The above definition has some key words like governed, integrated and non-volatile which defines the core characteristics of a data mart hence it is recommended that the project team should put together a framework consisting of key design and modeling considerations for SAP HANA to ensure optimum use of the technology. The design framework could be used as a tool to enforce consistency across all data models in HANA and would provide a common checklist to perform the quality reviews of the design. Below I have outlined a sample framework that you can use as a starting point during the design phase of your project, it can be refined over time to make it more suitable for your organization.
Governance
- Wikipedia style data dictionary: Setup a Wikipedia style data dictionary for the data mart, provide access to both business and IT resources to submit, review and edit content for the dictionary.
- Data Lineage: Consider configuring SAP HANA ESS (Enterprise Semantic Services) for developers and business users to build knowledge graphs. There is an excellent blog on this topic on blogs.sap.com.
- Impact Assessment Matrix: To maintain the integrity of data models in SAP HANA it is very important to perform an impact assessment before approving enhancements or changes to existing data models that are live in production.
- Change Review Board would facilitate the change request review and approval process for efficient demand management.
- Planned release cycles: Having a release calendar helps to set the expectation with business on the upcoming delivery schedule.
Non volatile
- Data snapshots & Physicalized layers: Data marts should be able to provide same consistent response to user queries over any duration of time which may require physicalizing the output of complex calculations and data flows in HANA. The architects should make informed decisions on what intermediate or final results would be saved in physical tables to provide consistent output from HANA data mart.

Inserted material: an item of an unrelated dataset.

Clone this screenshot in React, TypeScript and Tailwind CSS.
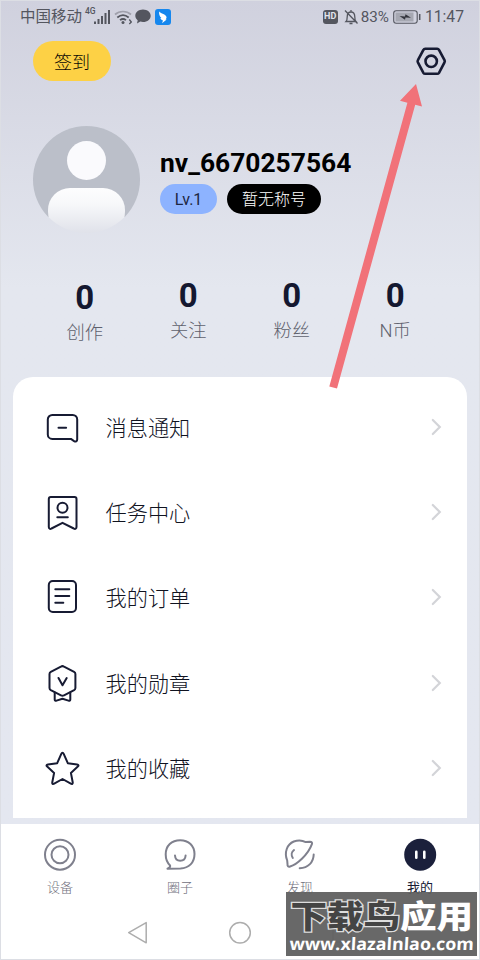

- Validated and reconciled datasets helps to establish the credibility of data marts among business users. It is highly recommended to setup guidelines on how data will be validated and reconciled across the HANA models during the design phase.
- Business approved mappings & data transformation rules: Many times there is need to transform and align the data using standard definitions and hierarchies of key data elements. It is recommended to define and document the mapping ownership and workflows to maintain the integrity of data in your HANA data mart.
- Controlled batch job schedule: Data extraction from source systems and its progression across different layers of the data mart is often automated using a third party tool. It is important to have controls in place to track and maintain the entire catalog of batch jobs along with dependencies. Any change to the dependency, sequence or addition of new jobs should be thoroughly tested in lower environments before promoting the revised schedule to production.
- Scripted Regression Testing – There is a high likelihood that some or several models in the data mart would be enhanced over time hence it is important to have well documented test plan and scenarios for doing regression testing in quality and pre-production systems.
Agile
- Create De-normalized semantic layer: Data mart should provide easy and fast access to curated data for answering variety of business questions, this should be a key guideline while designing the calculation views in SAP HANA and can be achieved by creating de-normalized, semantic layer for efficient reporting and analysis purposes.
- Use Graphical views as much as possible: There will be need for design trade-offs during the course of the project to build models to support complex, business requirements however as a best practise data marts should consist of graphical models as much as possible to keep them nimble. When faced with the dilemma to select between graphical vs. scripted views team should adopt the principle of 'why not' graphical view to stick with the guiding principle.
- Enable prototyping with production like data in the development system, it will significantly speed up the design phase and would help to avoid the need for big enhancements during user acceptance testing.
- Consider using star joins in calculation views to combine key figures from multiple tables, provide linkage to multiple dimensions including hierarchy enabled dimensions and keep the model simple. The calculation engine in HANA has been optimized to handle such workload efficiently.
Conclusion
It is important for project teams to setup a reference framework for establishing design guidelines to make the best use of SAP HANA as a data mart. The reference framework can complement a detailed architecture guide and can be used as an effective tool to level set the same, consistent guidelines for the entire project team.